A beginner’s guide to hammock camping

A beginner’s guide to hammock camping

September 21, 2017

Tired of figuring out where all the poles and pegs of the tent go? Save the headache and switch to a hammock. That’s right, a hammock for camping. These swinging, stretched pieces of nylon material aren’t just great for power naps. They’ve got some major advantages when it comes to nestling with nature: compared to tents, hammocks are easier to set up and pack away; you can pitch them just about anywhere between two trees; they also have minimal impact on the environment since you’re not compressing the earth below. And if you’re a back sleeper, it can be more comfortable to catch Zs in than on an air mattress or in a sleeping bag.

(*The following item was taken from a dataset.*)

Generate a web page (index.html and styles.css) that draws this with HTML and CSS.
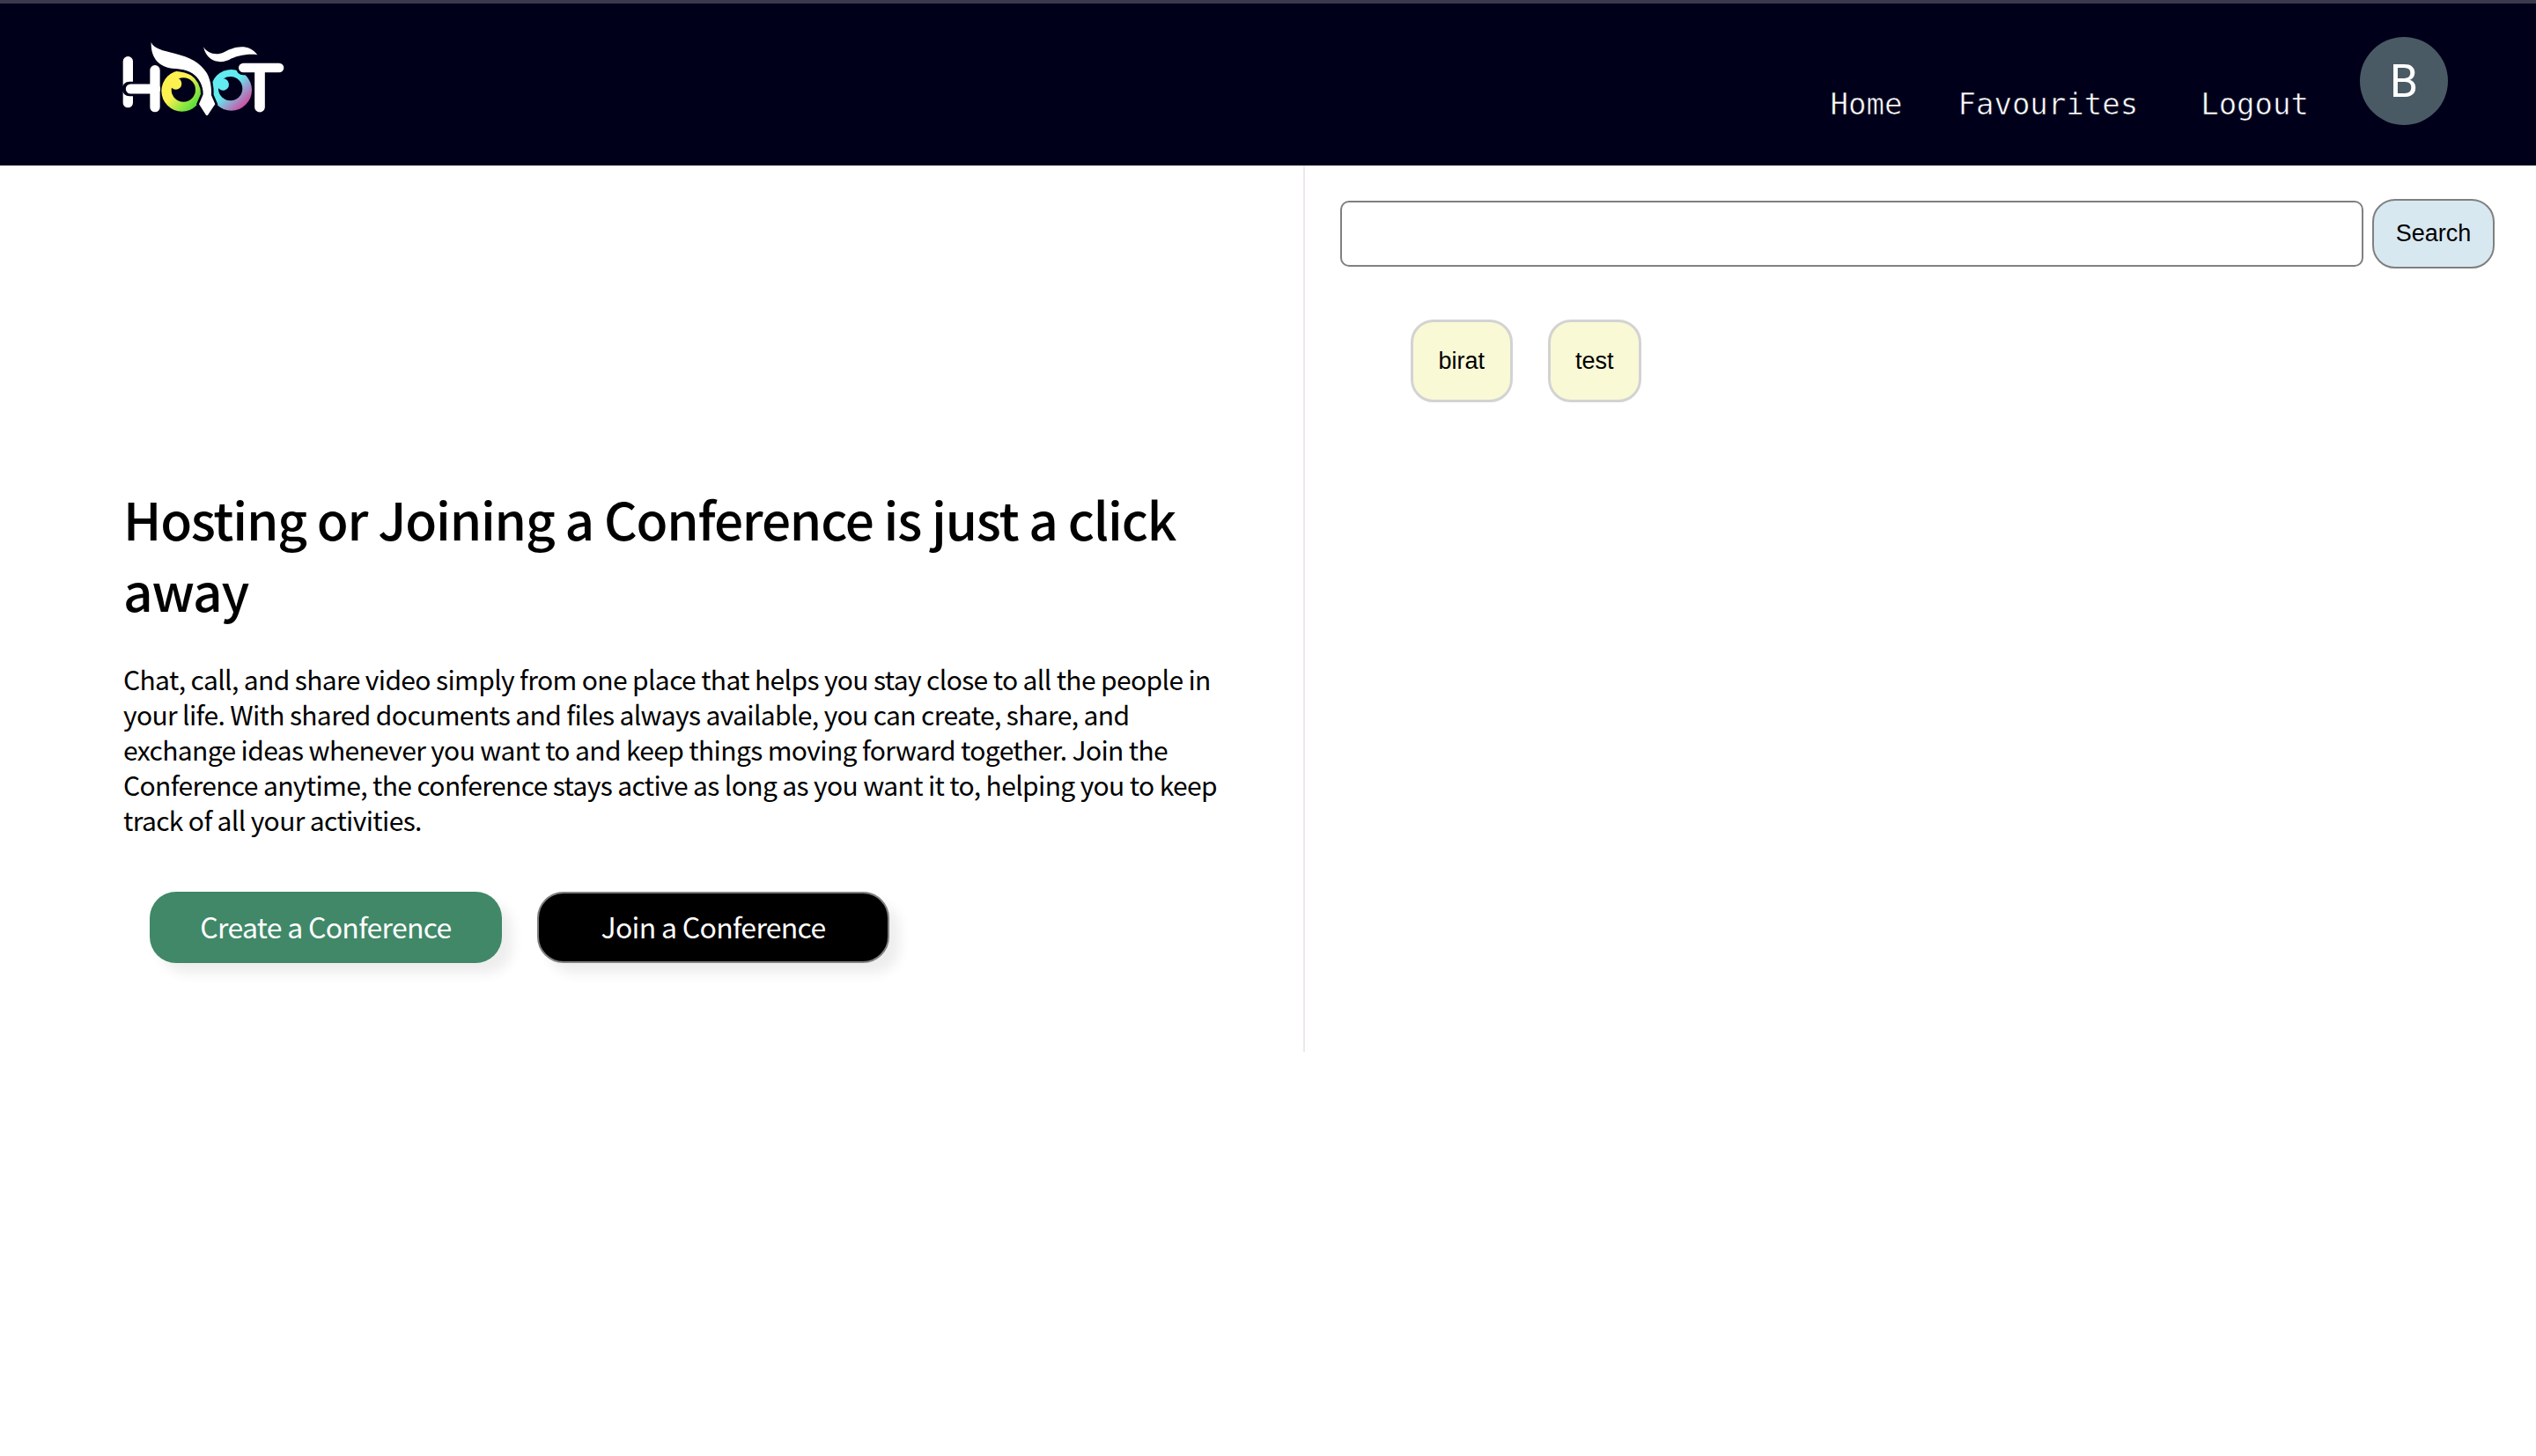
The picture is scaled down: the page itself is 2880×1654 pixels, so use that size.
FILE: index.html
```html
<!DOCTYPE html>
<html lang="en">
<head>
    <meta charset="UTF-8">
    <meta name="viewport" content="width=device-width, initial-scale=1.0">
    <title>Hoot</title>
    <link rel="stylesheet" href="styles.css">
</head>
<body>
    <header class="navbar">
        <a class="logo" href="#">
            <svg class="logo-mark" viewBox="0 0 585 276" role="img" aria-label="Hoot">
                <defs>
                    <linearGradient id="eyeLeft" x1="0" y1="0.2" x2="0.9" y2="1">
                        <stop offset="0.38" stop-color="#fdf150"/>
                        <stop offset="0.85" stop-color="#5fe03a"/>
                    </linearGradient>
                    <linearGradient id="eyeRight" x1="0" y1="0" x2="1" y2="1">
                        <stop offset="0.45" stop-color="#62ecf0"/>
                        <stop offset="0.85" stop-color="#cf4fa5"/>
                    </linearGradient>
                </defs>
                <!-- H -->
                <g fill="none" stroke-linecap="round">
                    <path d="M31 77V218" stroke="#fff" stroke-width="34"/>
                    <path d="M36 171H105" stroke="#00001a" stroke-width="50"/>
                    <path d="M123 107V233" stroke="#fff" stroke-width="34"/>
                    <path d="M40 171H125" stroke="#fff" stroke-width="33"/>
                </g>
                <!-- eyes -->
                <circle cx="215" cy="178" r="70" fill="url(#eyeLeft)"/>
                <circle cx="220" cy="174" r="41" fill="#00001a"/>
                <circle cx="194" cy="153" r="20" fill="#fdf150"/>
                <circle cx="383" cy="175" r="70" fill="url(#eyeRight)"/>
                <circle cx="380" cy="170" r="41" fill="#00001a"/>
                <circle cx="355" cy="156" r="20" fill="#62ecf0"/>
                <!-- brow and beak -->
                <path class="logo-white" d="M110 12C118 34 150 40 190 50C240 62 280 82 300 118C312 140 316 165 315 193L328 223L304 259Q300 265 296 259L273 223L287 190C288 160 272 132 250 118C225 102 195 104 172 100C140 92 108 70 110 12Z"/>
                <path class="logo-white" d="M288 28C300 48 330 60 358 46C390 28 440 12 472 55C440 50 400 58 375 72C345 86 300 80 288 28Z"/>
                <!-- T -->
                <g fill="none" stroke-linecap="round">
                    <path d="M480 115V233" stroke="#00001a" stroke-width="54"/>
                    <path d="M424 99H546" stroke="#00001a" stroke-width="50"/>
                    <path d="M424 99H546" stroke="#fff" stroke-width="32"/>
                    <path d="M480 110V233" stroke="#fff" stroke-width="35"/>
                </g>
            </svg>
        </a>
        <nav class="nav-links">
            <a class="nav-link nav-home" href="#">Home</a>
            <a class="nav-link nav-fav" href="#">Favourites</a>
            <a class="nav-link nav-logout" href="#">Logout</a>
        </nav>
        <div class="avatar">B</div>
    </header>

    <main class="home">
        <section class="intro">
            <h1>Hosting or Joining a Conference is just a click away</h1>
            <p>Chat, call, and share video simply from one place that helps you stay close to all the people in your life. With shared documents and files always available, you can create, share, and exchange ideas whenever you want to and keep things moving forward together. Join the Conference anytime, the conference stays active as long as you want it to, helping you to keep track of all your activities.</p>
            <div class="actions">
                <button class="btn btn-create" type="button">Create a Conference</button>
                <button class="btn btn-join" type="button">Join a Conference</button>
            </div>
        </section>
        <section class="search-panel">
            <form class="search-form">
                <input class="search-input" type="text" aria-label="Search">
                <button class="search-btn" type="button">Search</button>
            </form>
            <div class="chips">
                <button class="chip" type="button">birat</button>
                <button class="chip" type="button">test</button>
            </div>
        </section>
    </main>
</body>
</html>
```

FILE: styles.css
```css
* {
    box-sizing: border-box;
}
body {
    margin: 0;
    background-color: #fff;
    color: #000;
    font-family: "Noto Sans CJK SC", "Noto Sans", sans-serif;
}
.navbar {
    display: flex;
    height: 188px;
    padding: 38px 100px 0 135px;
    background-color: #00001a;
    border-top: 4px solid #3a3a4c;
}
.logo {
    display: block;
    height: 92px;
    margin-top: 2px;
}
.logo-mark {
    display: block;
    width: 195px;
    height: 92px;
}
.logo-white {
    fill: #fff;
    stroke: #00001a;
    stroke-width: 16px;
    paint-order: stroke;
}
.nav-links {
    display: flex;
    align-items: baseline;
    margin-left: auto;
    padding-top: 56px;
    font-family: "DejaVu Sans Mono", monospace;
    font-size: 34px;
}
.nav-link {
    color: #fff;
    text-decoration: none;
    -webkit-text-stroke: 0.6px #00001a;
}
.nav-fav {
    margin-left: 63px;
}
.nav-logout {
    margin-left: 71px;
}
.avatar {
    display: flex;
    align-items: center;
    justify-content: center;
    width: 100px;
    height: 100px;
    margin-left: 58px;
    border-radius: 50%;
    background-color: #4a5a64;
    color: #fff;
    font-family: Roboto, sans-serif;
    font-size: 52px;
}
.home {
    display: flex;
    height: 1007px;
}
.intro {
    width: 1482px;
    padding: 360px 90px 0 140px;
    border-right: 2px solid #eee8ee;
}
.intro h1 {
    margin: 0;
    font-size: 58.5px;
    font-weight: 500;
    letter-spacing: -1.2px;
    line-height: 81px;
}
.intro p {
    margin: 41px 0 0;
    font-size: 30px;
    letter-spacing: -0.63px;
    line-height: 40px;
}
.actions {
    display: flex;
    gap: 40px;
    margin: 62px 0 0 30px;
}
.btn {
    width: 400px;
    height: 81px;
    padding: 0 0 3px;
    border-radius: 30px;
    color: #fff;
    font-family: inherit;
    font-size: 32px;
    letter-spacing: -0.7px;
    box-shadow: 12px 12px 14px rgba(0, 0, 0, 0.07);
}
.btn-create {
    background-color: #408868;
    border: none;
}
.btn-join {
    background-color: #000;
    border: 2px solid #808080;
}
.search-panel {
    flex: 1;
    padding: 38px 47px 0 40px;
    font-family: "Liberation Sans", Arial, sans-serif;
}
.search-form {
    display: flex;
    align-items: center;
    gap: 10px;
}
.search-input {
    flex: 1;
    height: 75px;
    border: 2px solid #808080;
    border-radius: 10px;
    background-color: #fff;
}
.search-btn {
    width: 139px;
    height: 79px;
    border: 2px solid #808080;
    border-radius: 26px;
    background-color: #d8e8f0;
    color: #000;
    font-family: inherit;
    font-size: 27px;
}
.chips {
    display: flex;
    gap: 40px;
    margin: 58px 0 0 80px;
}
.chip {
    height: 94px;
    padding: 0 28.5px;
    border: 3px solid #d3d3d3;
    border-radius: 26px;
    background-color: #f9f9d6;
    color: #000;
    font-family: inherit;
    font-size: 27px;
}
```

Hammock camping is ideal for those who relish the idea of sleeping mid-air. It’s also advantageous when you’re camping on less than ideal territory like sloped, wet, rocky or bug-infested ground. First-time hammock hangers will want to follow these tips in order to cozy up to this alternative style of camping.

Get a good hammock

Suspension sleeping is not something that everyone gets accustomed to easily, especially if you’re planning to do it for nights on end. So first and foremost, you’ll want to find a hammock that you feel safe and comfortable snuggling into. Some camper-favorite brands include Winner Outfitters, Honest Outfitters Hennessy  and  Warbonnet. You’ll also need a mosquito net, a protective rain fly that’s at least 8 by 10 feet, suspension straps, and “tree hugger” webbing to protect the barks. Most hammock sets will include all of this, but if it doesn’t, there are lots of aftermarket companies that make these must-haves.

Keep in mind that most hammocks are designed for one camper, but if you prefer a little togetherness, the aforementioned brands also carry two- to three-person-capacity hammocks.

Find the right location

Looking for the perfect “hangout” spot might take some time. Pick sturdy trees that are about 12 to 16 feet apart (see your hammock’s manual for specifics). How high the hammock goes is a personal preference, but for safety measures, it shouldn’t be more than 20 inches off the ground. Hammock manufacturer Tentsile recommends a maximum height of four feet. You’ll also want to look for a spot that’s in the path of a good, cooling breeze, with enough shade from the sun.

Setting it up

Like tents, it’s best to practice the setup somewhere closer to home before you head out and realize you have no clue what to do with all the parts. Your hammock kit should come with an instruction manual. There are also plenty of videos online that take you through the step-by-step of how to hang a hammock. 

Some of the basic rules include hanging the hammock straps evenly between the trees, while the tarp ridgeline should be below the hammock straps so the tarp will encase you entirely when you sag. If the weather calls for a tarp, you can set it up in a basic diamond configuration for minimal coverage or use a four-season tarp with door flaps to keep you extra dry. For insulation, lay quilts or foam padding on the bottom of the hammock, or roll up in a sleeping bag.

Getting in and out

It’s a little more complicated than plop-and-drop, and newbies might have to bear some awkward moments in the first few go-arounds. Hennessy hammocks make the move a little more graceful thanks to a unique design that allows you to enter from the bottom, sealing up with Velcro once you’re inside. Otherwise, another tip is to hang the hammock at a 30-degree angle from the ground level to the anchor, which provides a deep sag and a lower centre of gravity. This means the suspension straps are less taut, so there’s less chance of you falling to the earth.

Getting the hang of hammock camping takes a couple of tries. Most campers rarely master it on their first trip. But after a couple nights of sleeping under the stars, it’ll be worth those initial fumbles.